PROBLEM STATEMENT. Give all the lines below again, exactly, with no pictures.

COLLECTED MATERIAL.

:::::

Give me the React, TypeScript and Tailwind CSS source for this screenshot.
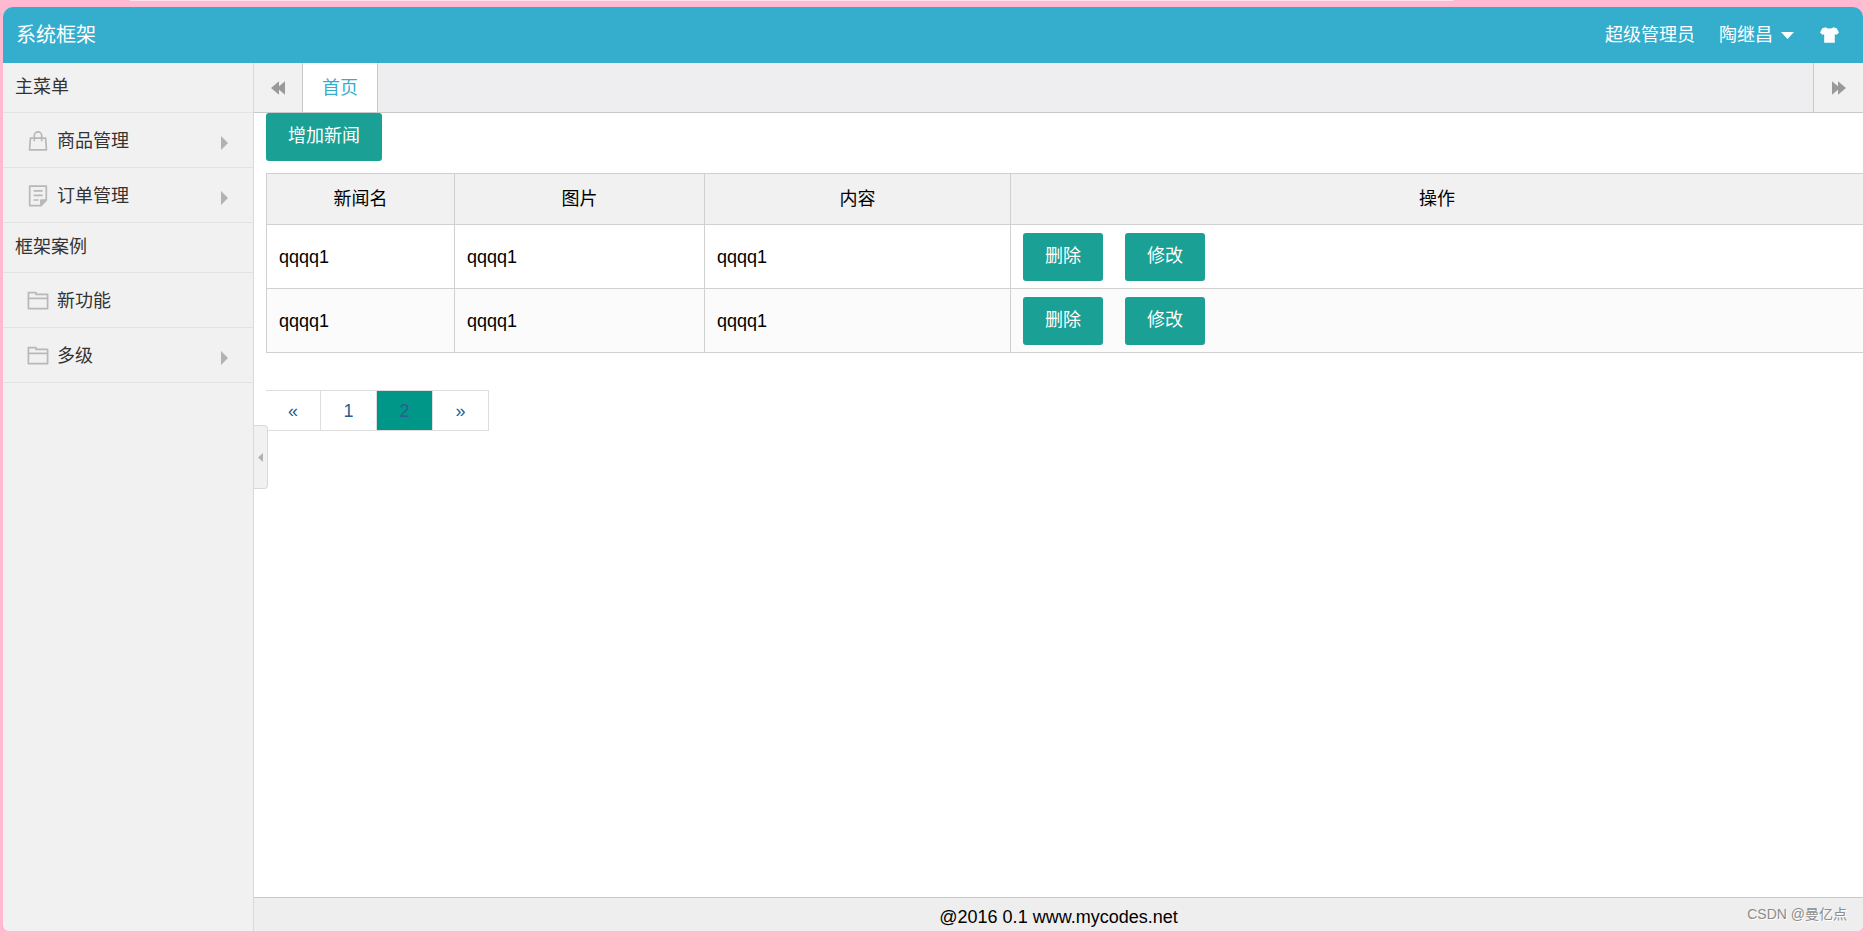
import { useState } from 'react'

interface MenuItem {
  label: string
  icon: 'bag' | 'note' | 'folder'
  children: boolean
}

interface MenuGroup {
  title: string
  items: MenuItem[]
}

const MENU: MenuGroup[] = [
  {
    title: '主菜单',
    items: [
      { label: '商品管理', icon: 'bag', children: true },
      { label: '订单管理', icon: 'note', children: true },
    ],
  },
  {
    title: '框架案例',
    items: [
      { label: '新功能', icon: 'folder', children: false },
      { label: '多级', icon: 'folder', children: true },
    ],
  },
]

const NEWS = [
  { id: 1, name: 'qqqq1', image: 'qqqq1', content: 'qqqq1' },
  { id: 2, name: 'qqqq1', image: 'qqqq1', content: 'qqqq1' },
]

const PAGES = ['«', '1', '2', '»']

function MenuIcon({ name }: { name: MenuItem['icon'] }) {
  return (
    <svg viewBox="0 0 22 22" className="h-[22px] w-[22px] shrink-0" fill="none" stroke="#b8b8b8" strokeWidth="1.7" strokeLinejoin="round">
      {name === 'bag' && (
        <>
          <path d="M3.4 8.2h15.2l.9 11.6h-17z" />
          <path d="M7.3 11.2V5.6a3.7 3.7 0 0 1 7.4 0v5.6" />
        </>
      )}
      {name === 'note' && (
        <>
          <path d="M2.7 1.2h16.6v13.6l-5.4 5.8H2.7z" />
          <path d="M6.6 5.8h9M6.6 10.4h9M6.6 15h5" />
          <path d="M13.9 20.4v-5.4h5.2z" fill="#b8b8b8" />
        </>
      )}
      {name === 'folder' && (
        <>
          <path d="M1.4 18.6V2.6h7.6v1.8h11.6v14.2z" />
          <path d="M1.4 8.4h19.2" />
        </>
      )}
    </svg>
  )
}

function ActionButton({ label }: { label: string }) {
  return (
    <button className="h-12 cursor-pointer rounded-[3px] bg-[#1aa094] px-[22px] pb-0.5 text-lg text-white hover:opacity-80">
      {label}
    </button>
  )
}

export default function App() {
  const [page, setPage] = useState('2')
  const [collapsed, setCollapsed] = useState(false)

  return (
    <div className="relative flex min-h-screen flex-col bg-[#ffb9d0] pt-[7px] pl-[3px] font-['Liberation_Sans','Noto_Sans_CJK_SC',sans-serif] text-lg text-black">
      <div className="absolute top-0 right-[22%] left-[7%] h-px bg-[#ffe3ec]" />

      <header className="flex h-14 items-center justify-between rounded-t-[10px] bg-[#35aece] pr-6 pl-[13px] text-white">
        <h1 className="text-xl">系统框架</h1>
        <div className="flex items-center">
          <span className="mr-6">超级管理员</span>
          <button className="flex cursor-pointer items-center gap-2">
            陶继昌
            <svg viewBox="0 0 13 7" className="h-[7px] w-[13px]" fill="currentColor">
              <path d="M0 0h13L6.5 7z" />
            </svg>
          </button>
          <button aria-label="换肤" className="ml-[26px] cursor-pointer">
            <svg viewBox="0 0 19 16" className="h-4 w-[19px]" fill="currentColor">
              <path d="M5.8.2C7 2 12 2 13.2.2L16.6 1.2 19 5.4 16.6 7.8 14.8 7.2V15.8H4.2V7.2L2.4 7.8 0 5.4 2.4 1.2z" />
            </svg>
          </button>
        </div>
      </header>

      <div className="flex flex-1">
        {!collapsed && (
          <nav className="w-[251px] shrink-0 rounded-bl-[6px] border-r border-[#d9d9d9] bg-[#f1f1f1] text-[#333]">
            {MENU.map((group) => (
              <section key={group.title}>
                <h2 className="flex h-[50px] items-center border-b border-[#e3e3e3] px-3 pb-0.5">{group.title}</h2>
                <ul>
                  {group.items.map((item) => (
                    <li key={item.label} className="border-b border-[#e3e3e3]">
                      <a href="#" className="flex h-[54px] items-center gap-2 pt-0.5 pr-[25px] pl-6">
                        <MenuIcon name={item.icon} />
                        <span className="flex-1">{item.label}</span>
                        {item.children && (
                          <svg viewBox="0 0 7 14" className="mt-1 h-3.5 w-[7px]" fill="#b2b2b2">
                            <path d="M0 0l7 7-7 7z" />
                          </svg>
                        )}
                      </a>
                    </li>
                  ))}
                </ul>
              </section>
            ))}
          </nav>
        )}

        <div className="relative flex min-w-0 flex-1 flex-col rounded-br-[6px] bg-white">
          <div className="flex h-[50px] border-b border-[#c9c9c9] bg-[#eeeef0]">
            <button aria-label="向左" className="flex w-[49px] cursor-pointer items-center justify-center border-r border-[#c9c9c9] bg-[#f1f1f1]">
              <svg viewBox="0 0 14 14" className="h-3.5 w-3.5" fill="#999">
                <path d="M8 .2v13.6L0 7zM14 .2v13.6L6 7z" />
              </svg>
            </button>
            <a href="#" className="flex items-center border-r border-[#c9c9c9] bg-white px-[19px] text-[#35aece]">首页</a>
            <button aria-label="向右" className="ml-auto flex w-[50px] cursor-pointer items-center justify-center border-l border-[#c9c9c9] bg-[#f1f1f1]">
              <svg viewBox="0 0 14 14" className="h-3.5 w-3.5" fill="#999">
                <path d="M0 .2l8 6.8-8 6.8zM6 .2l8 6.8-8 6.8z" />
              </svg>
            </button>
          </div>

          <main className="flex-1 pl-3">
            <ActionButton label="增加新闻" />

            <table className="mt-3 w-full table-fixed border-collapse text-left">
              <colgroup>
                <col className="w-[188px]" />
                <col className="w-[250px]" />
                <col className="w-[306px]" />
                <col />
              </colgroup>
              <thead>
                <tr className="h-[51px] bg-[#f1f1f1] text-center">
                  <th className="border border-[#d0d0d0] font-normal">新闻名</th>
                  <th className="border border-[#d0d0d0] font-normal">图片</th>
                  <th className="border border-[#d0d0d0] font-normal">内容</th>
                  <th className="border border-r-0 border-[#d0d0d0] font-normal">操作</th>
                </tr>
              </thead>
              <tbody>
                {NEWS.map((row) => (
                  <tr key={row.id} className="even:bg-[#fbfbfb]">
                    <td className="border border-[#d0d0d0] px-3">{row.name}</td>
                    <td className="border border-[#d0d0d0] px-3">{row.image}</td>
                    <td className="border border-[#d0d0d0] px-3">{row.content}</td>
                    <td className="border border-r-0 border-[#d0d0d0] px-3 pt-2 pb-[7px]">
                      <div className="flex gap-[22px]">
                        <ActionButton label="删除" />
                        <ActionButton label="修改" />
                      </div>
                    </td>
                  </tr>
                ))}
              </tbody>
            </table>

            <div className="mt-[37px] flex">
              {PAGES.map((p) => (
                <button
                  key={p}
                  onClick={() => (p === '1' || p === '2') && setPage(p)}
                  className={`-mr-px h-[41px] w-[57px] cursor-pointer border border-[#ddd] text-[#2a5f8f] first:w-[55px] first:border-l-0 ${
                    p === page ? 'bg-[#009688]' : 'bg-white'
                  }`}
                >
                  {p}
                </button>
              ))}
            </div>
          </main>

          <button
            aria-label="收起菜单"
            onClick={() => setCollapsed(!collapsed)}
            className="absolute top-[362px] left-0 flex h-16 w-3.5 cursor-pointer items-center justify-center rounded-r-[4px] border border-l-0 border-[#d9d9d9] bg-[#f1f1f1]"
          >
            <svg viewBox="0 0 5 9" className="h-[9px] w-[5px]" fill="#b2b2b2">
              <path d="M5 0v9L0 4.5z" />
            </svg>
          </button>

          <footer className="relative flex h-[34px] items-center justify-center rounded-br-[6px] border-t border-[#c9c9c9] bg-[#eee] pt-1">
            @2016 0.1 www.mycodes.net
            <span className="absolute top-1.5 right-4 text-sm text-[#8c8c8c] [text-shadow:1px_1px_0_#fff]">CSDN @曼亿点</span>
          </footer>
        </div>
      </div>
    </div>
  )
}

:::::

ANSWER TO THE PROBLEM.
Give me the React, TypeScript and Tailwind CSS source for this screenshot.
import { useState } from 'react'

interface MenuItem {
  label: string
  icon: 'bag' | 'note' | 'folder'
  children: boolean
}

interface MenuGroup {
  title: string
  items: MenuItem[]
}

const MENU: MenuGroup[] = [
  {
    title: '主菜单',
    items: [
      { label: '商品管理', icon: 'bag', children: true },
      { label: '订单管理', icon: 'note', children: true },
    ],
  },
  {
    title: '框架案例',
    items: [
      { label: '新功能', icon: 'folder', children: false },
      { label: '多级', icon: 'folder', children: true },
    ],
  },
]

const NEWS = [
  { id: 1, name: 'qqqq1', image: 'qqqq1', content: 'qqqq1' },
  { id: 2, name: 'qqqq1', image: 'qqqq1', content: 'qqqq1' },
]

const PAGES = ['«', '1', '2', '»']

function MenuIcon({ name }: { name: MenuItem['icon'] }) {
  return (
    <svg viewBox="0 0 22 22" className="h-[22px] w-[22px] shrink-0" fill="none" stroke="#b8b8b8" strokeWidth="1.7" strokeLinejoin="round">
      {name === 'bag' && (
        <>
          <path d="M3.4 8.2h15.2l.9 11.6h-17z" />
          <path d="M7.3 11.2V5.6a3.7 3.7 0 0 1 7.4 0v5.6" />
        </>
      )}
      {name === 'note' && (
        <>
          <path d="M2.7 1.2h16.6v13.6l-5.4 5.8H2.7z" />
          <path d="M6.6 5.8h9M6.6 10.4h9M6.6 15h5" />
          <path d="M13.9 20.4v-5.4h5.2z" fill="#b8b8b8" />
        </>
      )}
      {name === 'folder' && (
        <>
          <path d="M1.4 18.6V2.6h7.6v1.8h11.6v14.2z" />
          <path d="M1.4 8.4h19.2" />
        </>
      )}
    </svg>
  )
}

function ActionButton({ label }: { label: string }) {
  return (
    <button className="h-12 cursor-pointer rounded-[3px] bg-[#1aa094] px-[22px] pb-0.5 text-lg text-white hover:opacity-80">
      {label}
    </button>
  )
}

export default function App() {
  const [page, setPage] = useState('2')
  const [collapsed, setCollapsed] = useState(false)

  return (
    <div className="relative flex min-h-screen flex-col bg-[#ffb9d0] pt-[7px] pl-[3px] font-['Liberation_Sans','Noto_Sans_CJK_SC',sans-serif] text-lg text-black">
      <div className="absolute top-0 right-[22%] left-[7%] h-px bg-[#ffe3ec]" />

      <header className="flex h-14 items-center justify-between rounded-t-[10px] bg-[#35aece] pr-6 pl-[13px] text-white">
        <h1 className="text-xl">系统框架</h1>
        <div className="flex items-center">
          <span className="mr-6">超级管理员</span>
          <button className="flex cursor-pointer items-center gap-2">
            陶继昌
            <svg viewBox="0 0 13 7" className="h-[7px] w-[13px]" fill="currentColor">
              <path d="M0 0h13L6.5 7z" />
            </svg>
          </button>
          <button aria-label="换肤" className="ml-[26px] cursor-pointer">
            <svg viewBox="0 0 19 16" className="h-4 w-[19px]" fill="currentColor">
              <path d="M5.8.2C7 2 12 2 13.2.2L16.6 1.2 19 5.4 16.6 7.8 14.8 7.2V15.8H4.2V7.2L2.4 7.8 0 5.4 2.4 1.2z" />
            </svg>
          </button>
        </div>
      </header>

      <div className="flex flex-1">
        {!collapsed && (
          <nav className="w-[251px] shrink-0 rounded-bl-[6px] border-r border-[#d9d9d9] bg-[#f1f1f1] text-[#333]">
            {MENU.map((group) => (
              <section key={group.title}>
                <h2 className="flex h-[50px] items-center border-b border-[#e3e3e3] px-3 pb-0.5">{group.title}</h2>
                <ul>
                  {group.items.map((item) => (
                    <li key={item.label} className="border-b border-[#e3e3e3]">
                      <a href="#" className="flex h-[54px] items-center gap-2 pt-0.5 pr-[25px] pl-6">
                        <MenuIcon name={item.icon} />
                        <span className="flex-1">{item.label}</span>
                        {item.children && (
                          <svg viewBox="0 0 7 14" className="mt-1 h-3.5 w-[7px]" fill="#b2b2b2">
                            <path d="M0 0l7 7-7 7z" />
                          </svg>
                        )}
                      </a>
                    </li>
                  ))}
                </ul>
              </section>
            ))}
          </nav>
        )}

        <div className="relative flex min-w-0 flex-1 flex-col rounded-br-[6px] bg-white">
          <div className="flex h-[50px] border-b border-[#c9c9c9] bg-[#eeeef0]">
            <button aria-label="向左" className="flex w-[49px] cursor-pointer items-center justify-center border-r border-[#c9c9c9] bg-[#f1f1f1]">
              <svg viewBox="0 0 14 14" className="h-3.5 w-3.5" fill="#999">
                <path d="M8 .2v13.6L0 7zM14 .2v13.6L6 7z" />
              </svg>
            </button>
            <a href="#" className="flex items-center border-r border-[#c9c9c9] bg-white px-[19px] text-[#35aece]">首页</a>
            <button aria-label="向右" className="ml-auto flex w-[50px] cursor-pointer items-center justify-center border-l border-[#c9c9c9] bg-[#f1f1f1]">
              <svg viewBox="0 0 14 14" className="h-3.5 w-3.5" fill="#999">
                <path d="M0 .2l8 6.8-8 6.8zM6 .2l8 6.8-8 6.8z" />
              </svg>
            </button>
          </div>

          <main className="flex-1 pl-3">
            <ActionButton label="增加新闻" />

            <table className="mt-3 w-full table-fixed border-collapse text-left">
              <colgroup>
                <col className="w-[188px]" />
                <col className="w-[250px]" />
                <col className="w-[306px]" />
                <col />
              </colgroup>
              <thead>
                <tr className="h-[51px] bg-[#f1f1f1] text-center">
                  <th className="border border-[#d0d0d0] font-normal">新闻名</th>
                  <th className="border border-[#d0d0d0] font-normal">图片</th>
                  <th className="border border-[#d0d0d0] font-normal">内容</th>
                  <th className="border border-r-0 border-[#d0d0d0] font-normal">操作</th>
                </tr>
              </thead>
              <tbody>
                {NEWS.map((row) => (
                  <tr key={row.id} className="even:bg-[#fbfbfb]">
                    <td className="border border-[#d0d0d0] px-3">{row.name}</td>
                    <td className="border border-[#d0d0d0] px-3">{row.image}</td>
                    <td className="border border-[#d0d0d0] px-3">{row.content}</td>
                    <td className="border border-r-0 border-[#d0d0d0] px-3 pt-2 pb-[7px]">
                      <div className="flex gap-[22px]">
                        <ActionButton label="删除" />
                        <ActionButton label="修改" />
                      </div>
                    </td>
                  </tr>
                ))}
              </tbody>
            </table>

            <div className="mt-[37px] flex">
              {PAGES.map((p) => (
                <button
                  key={p}
                  onClick={() => (p === '1' || p === '2') && setPage(p)}
                  className={`-mr-px h-[41px] w-[57px] cursor-pointer border border-[#ddd] text-[#2a5f8f] first:w-[55px] first:border-l-0 ${
                    p === page ? 'bg-[#009688]' : 'bg-white'
                  }`}
                >
                  {p}
                </button>
              ))}
            </div>
          </main>

          <button
            aria-label="收起菜单"
            onClick={() => setCollapsed(!collapsed)}
            className="absolute top-[362px] left-0 flex h-16 w-3.5 cursor-pointer items-center justify-center rounded-r-[4px] border border-l-0 border-[#d9d9d9] bg-[#f1f1f1]"
          >
            <svg viewBox="0 0 5 9" className="h-[9px] w-[5px]" fill="#b2b2b2">
              <path d="M5 0v9L0 4.5z" />
            </svg>
          </button>

          <footer className="relative flex h-[34px] items-center justify-center rounded-br-[6px] border-t border-[#c9c9c9] bg-[#eee] pt-1">
            @2016 0.1 www.mycodes.net
            <span className="absolute top-1.5 right-4 text-sm text-[#8c8c8c] [text-shadow:1px_1px_0_#fff]">CSDN @曼亿点</span>
          </footer>
        </div>
      </div>
    </div>
  )
}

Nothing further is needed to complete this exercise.